Set task:
Copy out all lines where "React" appears.

Data segment:
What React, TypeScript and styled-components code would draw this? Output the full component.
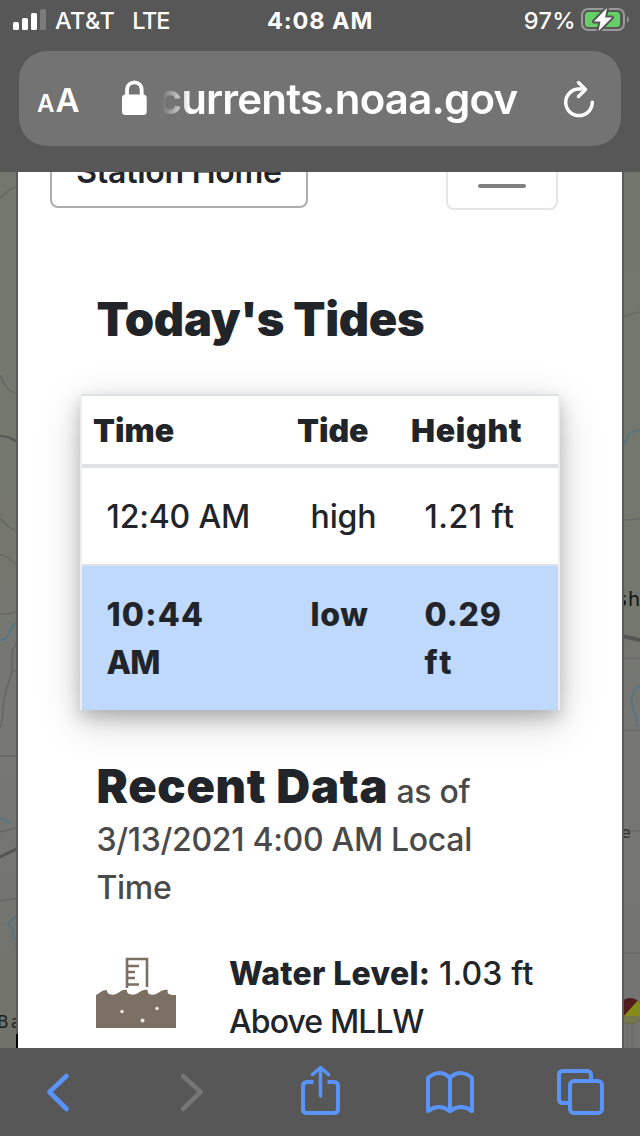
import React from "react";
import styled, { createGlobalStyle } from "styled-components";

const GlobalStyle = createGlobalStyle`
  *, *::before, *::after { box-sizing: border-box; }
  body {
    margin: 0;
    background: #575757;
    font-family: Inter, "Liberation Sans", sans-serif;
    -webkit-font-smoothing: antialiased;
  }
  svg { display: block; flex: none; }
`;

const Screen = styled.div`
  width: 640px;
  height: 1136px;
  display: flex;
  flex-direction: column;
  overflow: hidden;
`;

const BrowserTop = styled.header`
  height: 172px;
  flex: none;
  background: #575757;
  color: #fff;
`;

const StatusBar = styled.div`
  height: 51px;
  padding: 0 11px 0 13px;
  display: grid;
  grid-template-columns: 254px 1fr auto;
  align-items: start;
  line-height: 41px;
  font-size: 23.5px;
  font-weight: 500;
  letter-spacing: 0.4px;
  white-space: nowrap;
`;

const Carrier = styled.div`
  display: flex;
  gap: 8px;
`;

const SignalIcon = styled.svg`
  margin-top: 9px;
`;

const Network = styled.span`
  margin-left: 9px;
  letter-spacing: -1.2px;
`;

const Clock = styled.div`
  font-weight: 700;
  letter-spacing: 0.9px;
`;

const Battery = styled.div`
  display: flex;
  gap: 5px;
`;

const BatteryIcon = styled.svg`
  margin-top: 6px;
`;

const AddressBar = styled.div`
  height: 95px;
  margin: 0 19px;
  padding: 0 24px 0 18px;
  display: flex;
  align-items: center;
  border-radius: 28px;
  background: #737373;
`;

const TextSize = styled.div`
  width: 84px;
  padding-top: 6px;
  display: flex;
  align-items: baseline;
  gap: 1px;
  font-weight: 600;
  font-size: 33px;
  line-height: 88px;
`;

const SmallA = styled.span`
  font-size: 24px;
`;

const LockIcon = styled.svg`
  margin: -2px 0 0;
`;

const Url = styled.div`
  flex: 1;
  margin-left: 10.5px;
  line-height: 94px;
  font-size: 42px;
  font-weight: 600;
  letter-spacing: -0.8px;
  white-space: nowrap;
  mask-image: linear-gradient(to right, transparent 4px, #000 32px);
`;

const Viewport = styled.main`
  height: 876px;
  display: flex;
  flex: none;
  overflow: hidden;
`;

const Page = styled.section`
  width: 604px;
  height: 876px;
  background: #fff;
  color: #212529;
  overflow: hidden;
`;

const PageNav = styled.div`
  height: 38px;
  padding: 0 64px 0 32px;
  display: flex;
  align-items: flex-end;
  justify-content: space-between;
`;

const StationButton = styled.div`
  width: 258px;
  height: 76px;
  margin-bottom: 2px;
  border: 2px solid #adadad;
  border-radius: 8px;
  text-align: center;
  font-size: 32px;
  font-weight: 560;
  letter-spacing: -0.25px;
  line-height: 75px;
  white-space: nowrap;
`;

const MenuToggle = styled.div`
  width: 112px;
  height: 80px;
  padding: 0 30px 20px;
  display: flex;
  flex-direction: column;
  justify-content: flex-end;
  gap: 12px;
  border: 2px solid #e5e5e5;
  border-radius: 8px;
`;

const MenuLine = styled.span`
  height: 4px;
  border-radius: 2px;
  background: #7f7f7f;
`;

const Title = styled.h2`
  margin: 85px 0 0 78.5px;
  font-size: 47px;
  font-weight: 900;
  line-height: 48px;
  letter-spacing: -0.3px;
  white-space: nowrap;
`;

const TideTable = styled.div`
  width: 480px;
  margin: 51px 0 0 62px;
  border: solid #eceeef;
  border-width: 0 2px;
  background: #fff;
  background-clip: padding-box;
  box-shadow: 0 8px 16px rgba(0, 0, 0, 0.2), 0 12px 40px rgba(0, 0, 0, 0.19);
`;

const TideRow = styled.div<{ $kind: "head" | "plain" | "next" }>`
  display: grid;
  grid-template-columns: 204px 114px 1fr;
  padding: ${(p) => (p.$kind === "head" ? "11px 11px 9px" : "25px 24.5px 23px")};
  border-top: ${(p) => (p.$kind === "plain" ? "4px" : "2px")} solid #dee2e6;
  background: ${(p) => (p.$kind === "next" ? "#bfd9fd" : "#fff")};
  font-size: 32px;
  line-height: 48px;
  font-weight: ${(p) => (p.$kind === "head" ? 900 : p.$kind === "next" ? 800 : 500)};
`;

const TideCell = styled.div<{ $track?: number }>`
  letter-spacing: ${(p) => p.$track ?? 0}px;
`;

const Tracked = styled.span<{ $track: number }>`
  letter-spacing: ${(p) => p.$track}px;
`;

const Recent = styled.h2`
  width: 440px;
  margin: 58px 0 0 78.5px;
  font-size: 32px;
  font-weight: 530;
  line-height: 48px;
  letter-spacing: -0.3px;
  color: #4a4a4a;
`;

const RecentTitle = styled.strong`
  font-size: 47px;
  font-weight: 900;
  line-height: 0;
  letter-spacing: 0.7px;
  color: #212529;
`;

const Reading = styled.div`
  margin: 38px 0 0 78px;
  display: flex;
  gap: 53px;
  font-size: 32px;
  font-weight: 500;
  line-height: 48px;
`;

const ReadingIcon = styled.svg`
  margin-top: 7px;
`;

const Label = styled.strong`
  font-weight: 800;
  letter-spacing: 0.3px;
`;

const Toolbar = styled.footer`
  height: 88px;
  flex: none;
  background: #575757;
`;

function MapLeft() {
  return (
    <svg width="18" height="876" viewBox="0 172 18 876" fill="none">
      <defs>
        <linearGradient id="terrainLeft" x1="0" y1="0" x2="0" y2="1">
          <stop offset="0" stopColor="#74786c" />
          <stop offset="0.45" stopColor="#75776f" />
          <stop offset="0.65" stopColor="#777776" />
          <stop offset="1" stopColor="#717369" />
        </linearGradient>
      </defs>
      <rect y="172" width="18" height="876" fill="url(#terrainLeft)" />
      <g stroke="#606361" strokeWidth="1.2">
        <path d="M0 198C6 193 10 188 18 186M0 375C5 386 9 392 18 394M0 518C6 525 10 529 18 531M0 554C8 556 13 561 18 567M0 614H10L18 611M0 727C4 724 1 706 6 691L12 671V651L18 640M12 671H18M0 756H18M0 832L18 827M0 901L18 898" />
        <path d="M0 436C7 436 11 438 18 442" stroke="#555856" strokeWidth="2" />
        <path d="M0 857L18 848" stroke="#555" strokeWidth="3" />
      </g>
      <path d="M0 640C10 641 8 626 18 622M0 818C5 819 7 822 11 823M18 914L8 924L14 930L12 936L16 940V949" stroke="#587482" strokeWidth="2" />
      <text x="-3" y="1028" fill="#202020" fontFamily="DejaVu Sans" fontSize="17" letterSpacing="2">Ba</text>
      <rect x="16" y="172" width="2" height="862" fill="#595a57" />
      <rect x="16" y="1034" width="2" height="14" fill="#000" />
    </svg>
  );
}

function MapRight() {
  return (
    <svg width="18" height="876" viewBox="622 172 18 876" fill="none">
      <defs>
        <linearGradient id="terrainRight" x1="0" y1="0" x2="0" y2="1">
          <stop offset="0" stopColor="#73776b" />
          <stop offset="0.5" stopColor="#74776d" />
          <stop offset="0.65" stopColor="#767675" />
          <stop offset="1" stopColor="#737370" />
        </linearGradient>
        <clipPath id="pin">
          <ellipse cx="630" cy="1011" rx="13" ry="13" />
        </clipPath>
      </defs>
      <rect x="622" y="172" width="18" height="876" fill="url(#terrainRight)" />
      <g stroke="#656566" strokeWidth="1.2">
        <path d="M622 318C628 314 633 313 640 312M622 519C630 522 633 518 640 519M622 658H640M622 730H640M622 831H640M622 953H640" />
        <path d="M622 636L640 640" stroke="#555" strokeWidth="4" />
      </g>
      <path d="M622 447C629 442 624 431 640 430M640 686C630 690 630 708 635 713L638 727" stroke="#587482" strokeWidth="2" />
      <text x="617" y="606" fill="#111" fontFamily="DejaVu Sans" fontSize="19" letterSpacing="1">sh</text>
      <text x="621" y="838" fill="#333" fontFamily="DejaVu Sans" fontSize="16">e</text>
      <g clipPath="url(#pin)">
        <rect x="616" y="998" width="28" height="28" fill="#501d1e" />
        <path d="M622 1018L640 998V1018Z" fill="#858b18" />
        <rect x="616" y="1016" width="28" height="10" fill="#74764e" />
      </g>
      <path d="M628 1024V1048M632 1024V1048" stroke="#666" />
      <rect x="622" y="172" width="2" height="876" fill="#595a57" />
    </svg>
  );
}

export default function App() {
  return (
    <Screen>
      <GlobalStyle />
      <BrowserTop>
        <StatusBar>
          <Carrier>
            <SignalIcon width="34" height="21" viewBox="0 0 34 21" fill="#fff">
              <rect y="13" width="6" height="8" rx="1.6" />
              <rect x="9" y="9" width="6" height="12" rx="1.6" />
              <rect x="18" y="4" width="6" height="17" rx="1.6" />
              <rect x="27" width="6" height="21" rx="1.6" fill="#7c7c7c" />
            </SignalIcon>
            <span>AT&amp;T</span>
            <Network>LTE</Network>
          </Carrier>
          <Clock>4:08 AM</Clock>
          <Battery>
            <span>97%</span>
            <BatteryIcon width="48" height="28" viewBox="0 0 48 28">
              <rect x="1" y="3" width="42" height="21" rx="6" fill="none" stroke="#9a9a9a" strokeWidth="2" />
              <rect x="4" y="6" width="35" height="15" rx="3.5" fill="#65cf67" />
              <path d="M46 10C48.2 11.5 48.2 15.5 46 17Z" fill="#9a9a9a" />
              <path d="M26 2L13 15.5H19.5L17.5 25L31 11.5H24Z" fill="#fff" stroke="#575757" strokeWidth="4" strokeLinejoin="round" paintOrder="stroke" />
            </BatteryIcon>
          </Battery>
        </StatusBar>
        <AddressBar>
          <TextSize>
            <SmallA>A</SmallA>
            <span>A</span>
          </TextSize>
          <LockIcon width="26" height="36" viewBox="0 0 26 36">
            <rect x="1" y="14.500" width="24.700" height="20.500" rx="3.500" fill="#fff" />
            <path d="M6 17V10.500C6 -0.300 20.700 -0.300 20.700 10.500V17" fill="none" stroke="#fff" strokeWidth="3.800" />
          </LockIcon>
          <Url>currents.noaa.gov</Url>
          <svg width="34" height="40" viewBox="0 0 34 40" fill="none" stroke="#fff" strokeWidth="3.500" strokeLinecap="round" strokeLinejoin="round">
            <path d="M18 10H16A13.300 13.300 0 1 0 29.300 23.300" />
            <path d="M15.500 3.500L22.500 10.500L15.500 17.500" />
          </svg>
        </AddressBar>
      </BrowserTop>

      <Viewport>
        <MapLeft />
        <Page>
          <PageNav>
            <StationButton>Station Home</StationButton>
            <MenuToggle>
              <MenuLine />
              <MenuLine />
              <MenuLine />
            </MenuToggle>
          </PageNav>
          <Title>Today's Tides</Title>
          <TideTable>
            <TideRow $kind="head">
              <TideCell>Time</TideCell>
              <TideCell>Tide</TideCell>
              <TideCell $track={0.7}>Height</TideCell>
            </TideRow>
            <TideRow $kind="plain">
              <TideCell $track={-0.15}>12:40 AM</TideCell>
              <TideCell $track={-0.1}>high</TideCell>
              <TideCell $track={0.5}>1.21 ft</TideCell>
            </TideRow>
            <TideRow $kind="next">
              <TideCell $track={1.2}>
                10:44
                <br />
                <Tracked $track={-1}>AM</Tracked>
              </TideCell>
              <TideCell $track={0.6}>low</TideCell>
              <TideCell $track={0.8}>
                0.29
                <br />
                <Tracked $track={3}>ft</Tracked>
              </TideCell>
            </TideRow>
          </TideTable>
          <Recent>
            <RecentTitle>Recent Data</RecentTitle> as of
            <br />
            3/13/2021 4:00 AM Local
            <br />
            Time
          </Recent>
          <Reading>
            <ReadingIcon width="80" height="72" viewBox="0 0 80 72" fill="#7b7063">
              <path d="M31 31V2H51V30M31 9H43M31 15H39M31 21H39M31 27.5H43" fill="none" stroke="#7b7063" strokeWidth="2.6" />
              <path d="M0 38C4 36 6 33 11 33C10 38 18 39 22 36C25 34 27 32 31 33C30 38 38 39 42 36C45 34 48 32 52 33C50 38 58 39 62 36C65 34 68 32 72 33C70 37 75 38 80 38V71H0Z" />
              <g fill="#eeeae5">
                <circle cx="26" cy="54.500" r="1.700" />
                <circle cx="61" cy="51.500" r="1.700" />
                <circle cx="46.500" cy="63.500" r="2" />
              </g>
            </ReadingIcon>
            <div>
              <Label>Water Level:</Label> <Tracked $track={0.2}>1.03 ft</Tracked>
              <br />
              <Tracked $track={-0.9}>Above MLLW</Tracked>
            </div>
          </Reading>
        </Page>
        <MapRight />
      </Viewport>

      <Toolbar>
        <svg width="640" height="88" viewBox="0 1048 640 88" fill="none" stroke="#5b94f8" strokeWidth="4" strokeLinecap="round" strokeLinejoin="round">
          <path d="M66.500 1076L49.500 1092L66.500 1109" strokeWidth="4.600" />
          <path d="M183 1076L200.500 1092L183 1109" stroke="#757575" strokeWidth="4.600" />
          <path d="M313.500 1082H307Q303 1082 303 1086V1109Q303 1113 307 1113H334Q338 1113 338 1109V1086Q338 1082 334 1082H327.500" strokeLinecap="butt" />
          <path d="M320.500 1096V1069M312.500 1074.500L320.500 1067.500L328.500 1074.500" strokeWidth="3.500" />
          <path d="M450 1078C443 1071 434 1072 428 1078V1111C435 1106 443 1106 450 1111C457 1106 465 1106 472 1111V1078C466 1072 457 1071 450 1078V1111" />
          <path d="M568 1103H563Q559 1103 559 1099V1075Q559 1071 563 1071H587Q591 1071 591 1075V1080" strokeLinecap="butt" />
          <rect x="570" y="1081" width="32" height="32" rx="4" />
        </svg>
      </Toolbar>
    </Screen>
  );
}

Result:
What React, TypeScript and styled-components code would draw this? Output the full component.
import React from "react";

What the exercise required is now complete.